Computational Biology and Bioinformatics
Raj, Mark (School: duPont Manual High School)
With the growing prevalence of Type 1 Diabetes (T1D), the complete loss of insulin production among children and adults, the artificial pancreas is becoming increasingly necessary to combat long-term health implications due to extended periods of hyperglycemia. An artificial pancreas—which consists of a constant glucose monitor and an insulin pump controlled by an algorithm that responds to spikes in blood glucose—functions completely hands-free. The key component needed for this device to become an effective treatment option is a sophisticated control algorithm for insulin dosing. With current devices suffering from antiquated PID algorithms, the engineering goal focused on using reinforcement learning (RL), a subset of artificial intelligence (AI), to effectively administer a continuous and responsive dosage of insulin to patients that can be adapted across a varied population. An RL algorithm attempts to maximize “reward” through exploration of the environment and exploitation of learned policies.
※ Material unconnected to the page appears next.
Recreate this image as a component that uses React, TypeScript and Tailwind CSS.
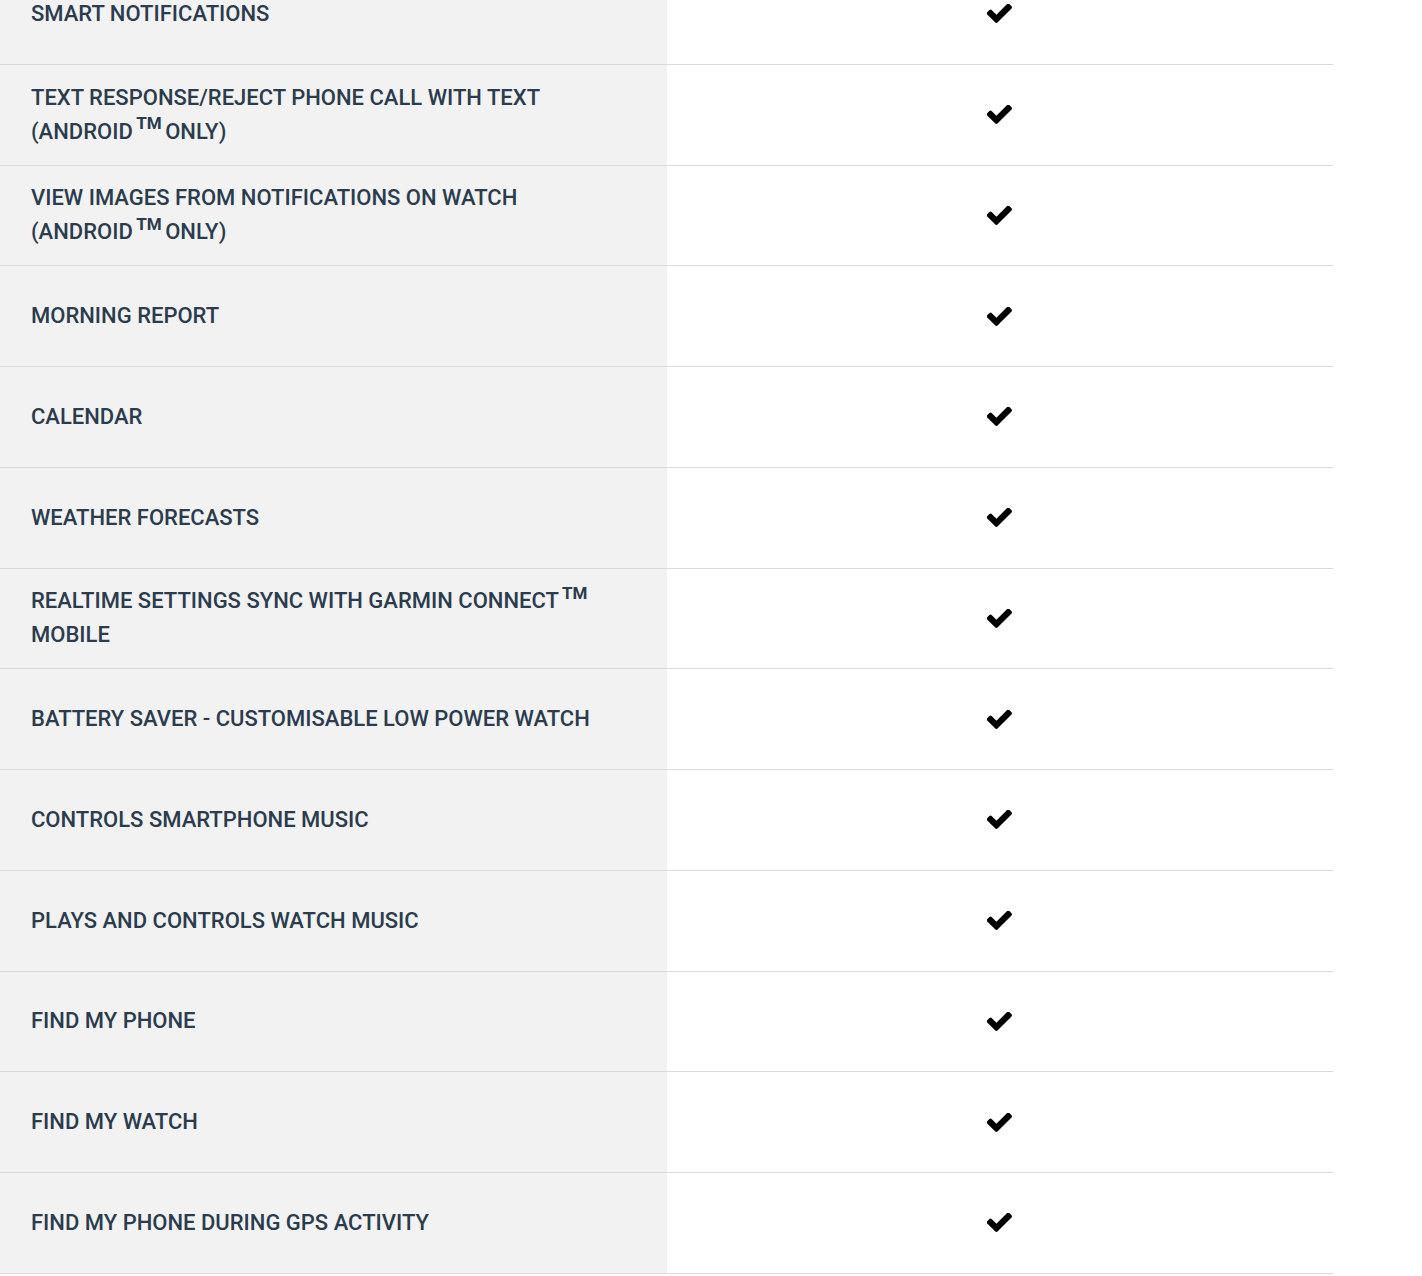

Beginning with glucose-insulin simulations and data from clinical diabetes patients in critical care, the most sensitive parameters for glucose levels were determined to optimize the final AI controller. A cohort of 23 virtual patients was crafted for in-silico validation of the controller, which was designed in MATLAB®. For all patients, the controller maintained a healthy glucose range of 90-130 dg/mL—demonstrating its effectiveness and adaptability—and “learned” how to administer both basal and bolus doses of insulin. This research is a successful proof-of-concept of an advanced AI approach to the artificial pancreas and currently no marketed device can administer bolus insulin doses in response to meal intake, which would improve the quality of life for T1D patients.